The code was standardized internationally in 1865 at the International Telegraph Conference in Paris, and it underwent its last major revisions in the early 20th century. During both World Wars, Morse code served as a critical military tool — used by soldiers, spies, sailors, and aviators to transmit orders, intelligence, and distress signals. The famous SOS distress signal (···−−−···) became universally recognized, and stories of brave radio operators tapping out desperate messages from sinking vessels entered the popular imagination.
After World War II, the code was considered complete. Technology moved on — first to teletype machines, then to satellite communications, then to the internet. Commercial telegraphy services gradually shut down. The U.S. Navy stopped using Morse code in 1995, and the French Navy sent its final Morse message in 1997, poignantly signing off with the words “Calling all. This is our last cry before our eternal silence.” By the turn of the millennium, it seemed as though Morse code would drift quietly into obsolescence, a historical curiosity preserved only in museum exhibits and Boy Scout handbooks.

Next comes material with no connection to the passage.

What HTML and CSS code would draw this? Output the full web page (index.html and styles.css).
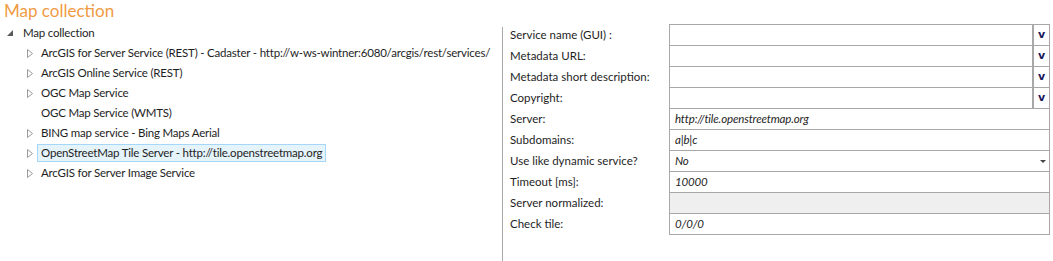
FILE: index.html
```html
<!DOCTYPE html>
<html>
  <head>
    <meta charset="utf-8">
    <title>Map collection</title>
    <link rel="stylesheet" href="styles.css">
  </head>
  <body>
    <h1 class="title">Map collection</h1>
    <div class="main">
      <div class="tree">
        <div class="node root">
          <span class="toggle"><svg width="6" height="6" viewBox="0 0 6 6"><polygon points="6,0 6,6 0,6" fill="#5a5a5a"/></svg></span>
          <span class="text">Map collection</span>
        </div>
        <div class="children">
          <div class="node">
            <span class="toggle"><svg width="6" height="9" viewBox="0 0 6 9"><polygon points="0.5,0.5 5.5,4.5 0.5,8.5" fill="none" stroke="#9a9a9a"/></svg></span>
            <span class="text">ArcGIS for Server Service (REST) - Cadaster - http://w-ws-wintner:6080/arcgis/rest/services/</span>
          </div>
          <div class="node">
            <span class="toggle"><svg width="6" height="9" viewBox="0 0 6 9"><polygon points="0.5,0.5 5.5,4.5 0.5,8.5" fill="none" stroke="#9a9a9a"/></svg></span>
            <span class="text">ArcGIS Online Service (REST)</span>
          </div>
          <div class="node">
            <span class="toggle"><svg width="6" height="9" viewBox="0 0 6 9"><polygon points="0.5,0.5 5.5,4.5 0.5,8.5" fill="none" stroke="#9a9a9a"/></svg></span>
            <span class="text">OGC Map Service</span>
          </div>
          <div class="node">
            <span class="toggle"></span>
            <span class="text">OGC Map Service (WMTS)</span>
          </div>
          <div class="node">
            <span class="toggle"><svg width="6" height="9" viewBox="0 0 6 9"><polygon points="0.5,0.5 5.5,4.5 0.5,8.5" fill="none" stroke="#9a9a9a"/></svg></span>
            <span class="text">BING map service - Bing Maps Aerial</span>
          </div>
          <div class="node">
            <span class="toggle"><svg width="6" height="9" viewBox="0 0 6 9"><polygon points="0.5,0.5 5.5,4.5 0.5,8.5" fill="none" stroke="#9a9a9a"/></svg></span>
            <span class="text selected">OpenStreetMap Tile Server - http://tile.openstreetmap.org</span>
          </div>
          <div class="node">
            <span class="toggle"><svg width="6" height="9" viewBox="0 0 6 9"><polygon points="0.5,0.5 5.5,4.5 0.5,8.5" fill="none" stroke="#9a9a9a"/></svg></span>
            <span class="text">ArcGIS for Server Image Service</span>
          </div>
        </div>
      </div>
      <div class="divider"></div>
      <div class="props">
        <div class="prow">
          <div class="plabel">Service name (GUI) :</div>
          <div class="pvalue"><span class="pinput"></span><span class="pbutton">v</span></div>
        </div>
        <div class="prow">
          <div class="plabel">Metadata URL:</div>
          <div class="pvalue"><span class="pinput"></span><span class="pbutton">v</span></div>
        </div>
        <div class="prow">
          <div class="plabel">Metadata short description:</div>
          <div class="pvalue"><span class="pinput"></span><span class="pbutton">v</span></div>
        </div>
        <div class="prow">
          <div class="plabel">Copyright:</div>
          <div class="pvalue"><span class="pinput"></span><span class="pbutton">v</span></div>
        </div>
        <div class="prow">
          <div class="plabel">Server:</div>
          <div class="pvalue"><span class="pinput">http://tile.openstreetmap.org</span></div>
        </div>
        <div class="prow">
          <div class="plabel">Subdomains:</div>
          <div class="pvalue"><span class="pinput">a|b|c</span></div>
        </div>
        <div class="prow">
          <div class="plabel">Use like dynamic service?</div>
          <div class="pvalue"><span class="pinput">No</span><span class="pdrop"><svg width="6" height="3" viewBox="0 0 6 3"><polygon points="0,0 6,0 3,3" fill="#444"/></svg></span></div>
        </div>
        <div class="prow">
          <div class="plabel">Timeout [ms]:</div>
          <div class="pvalue"><span class="pinput">10000</span></div>
        </div>
        <div class="prow">
          <div class="plabel">Server normalized:</div>
          <div class="pvalue readonly"><span class="pinput"></span></div>
        </div>
        <div class="prow last">
          <div class="plabel">Check tile:</div>
          <div class="pvalue"><span class="pinput">0/0/0</span></div>
        </div>
      </div>
    </div>
  </body>
</html>
```

FILE: styles.css
```css
body {
  margin: 0;
  font-family: Lato, "Noto Sans", sans-serif;
  font-size: 11.5px;
  color: #1e1e1e;
  background: #fff;
  height: 261px;
  overflow: hidden;
}

.title {
  margin: 0;
  padding-left: 4px;
  height: 23px;
  line-height: 22px;
  font-size: 17px;
  font-weight: normal;
  color: #ef9b45;
}

.main {
  display: flex;
  height: 238px;
}

/* Tree on the left */
.tree {
  width: 502px;
  letter-spacing: -0.2px;
}

.node {
  display: flex;
  align-items: center;
  height: 20px;
  white-space: nowrap;
}

.root {
  padding-left: 7px;
}

.root .toggle {
  width: 15px;
}

.children .node {
  padding-left: 27px;
}

.toggle {
  flex-shrink: 0;
  display: flex;
  align-items: center;
  width: 14px;
  height: 20px;
}

.text {
  padding: 0 3px 0 0;
  line-height: 16px;
  border: 1px solid transparent;
}

.children .text {
  margin-left: -4px;
  padding-left: 3px;
}

.selected {
  background: #e5f3fb;
  border-color: #a6d7fa;
}

.divider {
  width: 1px;
  margin-top: 4px;
  background: #a8a8a8;
}

/* Property grid on the right */
.props {
  flex: 1;
  padding: 1px 3px 0 7px;
}

.prow {
  display: flex;
  height: 21px;
}

.plabel {
  width: 159px;
  line-height: 21px;
  white-space: nowrap;
}

.pvalue {
  flex: 1;
  display: flex;
  border: 1px solid #a8a8a8;
  border-bottom: none;
}

.prow.last {
  height: 22px;
}

.prow.last .pvalue {
  border-bottom: 1px solid #a8a8a8;
}

.pvalue.readonly {
  background: #efefef;
}

.pinput {
  flex: 1;
  padding-left: 5px;
  line-height: 20px;
  letter-spacing: -0.15px;
  font-style: italic;
  white-space: nowrap;
}

.pbutton {
  width: 15px;
  border-left: 2px solid #a8a8a8;
  text-align: center;
  line-height: 20px;
  font-family: "DejaVu Sans", sans-serif;
  font-size: 11px;
  font-weight: bold;
  color: #17175a;
}

.pdrop {
  width: 9px;
  display: flex;
  align-items: center;
}
```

But amateur radio operators had other plans.
The Decision That Bridged Two Centuries of Communication
The push for the commat came from the amateur radio community, which lobbied the ITU’s Radiocommunication Bureau for years. The timing of the official approval was no coincidence: May 24, 2004, was carefully chosen to honor the 160th anniversary of Morse’s original demonstration. In approving the commat, the ITU acknowledged something profound — that even the oldest communication technologies can evolve to stay relevant in a changing world.

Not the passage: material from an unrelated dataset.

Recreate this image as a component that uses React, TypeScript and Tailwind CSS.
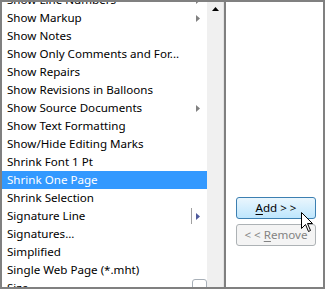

The decision also carried symbolic weight. The @ symbol is arguably the defining character of the internet age — the one symbol that every email address on the planet requires. By grafting this thoroughly modern character onto a code invented before the American Civil War, the ITU created a small but meaningful bridge between the era of the telegraph key and the era of the keyboard. The commat stands as a testament to the enduring utility of Morse code and the ingenuity of the community that refuses to let it die.

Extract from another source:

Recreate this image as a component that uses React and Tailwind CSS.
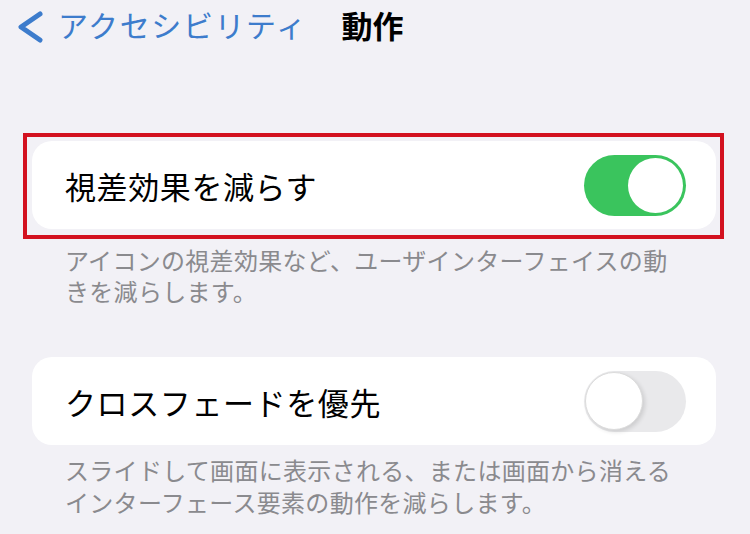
import React from 'react';

const Toggle = ({ on }) => {
  if (on) {
    return (
      <div className="flex h-[61px] w-[102px] shrink-0 items-center justify-end rounded-full bg-[#3ac45d] pr-[3px]">
        <div className="h-[55px] w-[55px] rounded-full bg-white" />
      </div>
    );
  }
  return (
    <div className="flex h-[61px] w-[102px] shrink-0 items-center rounded-full bg-[#e9e9eb] pl-[1px]">
      <div className="h-[58px] w-[58px] rounded-full border border-[#dcdcdc] bg-white shadow-[2px_2px_4px_rgba(0,0,0,0.12)]" />
    </div>
  );
};

const App = () => {
  return (
    <div
      className="h-[534px] w-[750px] overflow-hidden bg-[#f2f1f6]"
      style={{ fontFamily: '"Noto Sans CJK JP", "Noto Sans", sans-serif' }}
    >
      {/* Nav bar */}
      <div className="flex h-[54px] items-center pl-[16px]">
        <svg width="28" height="32" viewBox="0 0 28 32" fill="none" className="shrink-0">
          <path d="M24 3 L5 16 L24 29" stroke="#3d7ccc" strokeWidth={5} strokeLinecap="round" strokeLinejoin="round" />
        </svg>
        <span className="ml-[14px] pb-[6px] text-[30px] leading-none tracking-[1.6px] text-[#3d7ccc]">アクセシビリティ</span>
        <span className="ml-[34px] pb-[6px] text-[31px] font-bold leading-none text-black">動作</span>
      </div>

      {/* Reduce motion (highlighted) */}
      <div className="ml-[23px] mt-[79px] w-[701px] border-4 border-[#d3121f] pb-[6px] pl-[5px] pr-[4px] pt-[4px]">
        <div className="flex h-[88px] w-[684px] items-center justify-between rounded-[20px] bg-white pl-[33px] pr-[30px]">
          <span className="text-[31px] leading-none tracking-[0.6px] text-black">視差効果を減らす</span>
          <Toggle on />
        </div>
      </div>
      <p className="mt-[5px] whitespace-nowrap pl-[65px] text-[24px] leading-[31px] tracking-[0.3px] text-[#8a8a8e]">
        アイコンの視差効果など、ユーザインターフェイスの動
        <br />
        きを減らします。
      </p>

      {/* Prefer cross-fade */}
      <div className="ml-[32px] mt-[51px] flex h-[88px] w-[684px] items-center justify-between rounded-[20px] bg-white pl-[33px] pr-[30px]">
        <span className="text-[31px] leading-none tracking-[0.6px] text-black">クロスフェードを優先</span>
        <Toggle on={false} />
      </div>
      <p className="mt-[9px] whitespace-nowrap pl-[65px] text-[24px] leading-[32px] tracking-[0.3px] text-[#8a8a8e]">
        スライドして画面に表示される、または画面から消える
        <br />
        インターフェース要素の動作を減らします。
      </p>
    </div>
  );
};

export default App;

Morse Code Is Far From Dead
The addition of the commat underscores a larger truth: Morse code is far more alive than most people realize. Beyond the amateur radio community, Morse code has found unexpected new applications in the modern world. Google integrated Morse code input into its Gboard keyboard for Android and iOS, allowing people with limited mobility to type using just two inputs — a dot and a dash. Accessibility advocates have embraced it as a powerful communication tool for individuals who cannot use conventional keyboards or touchscreens.
Emergency services still recognize the value of Morse code in disaster scenarios where modern communication infrastructure has been destroyed. When hurricanes, earthquakes, or other catastrophes knock out cell towers and internet connections, ham radio operators using Morse code are often among the first to re-establish communication links. The simplicity of the system — requiring nothing more than a transmitter, a receiver, and a human brain — makes it remarkably resilient in ways that sophisticated digital systems are not.
So the next time you type an email address and your finger lands on the @ key, consider this: that humble symbol carries a hidden double life. In the digital world, it is the essential glue that connects a username to a domain. But in the world of Morse code, it is a six-element sequence of dots and dashes — the youngest member of an alphabet that has been connecting human beings across vast distances for nearly two centuries. The commat is proof that even in the age of fiber optics and 5G, the steady rhythm of dot-dash-dash-dot-dash-dot still has something to say.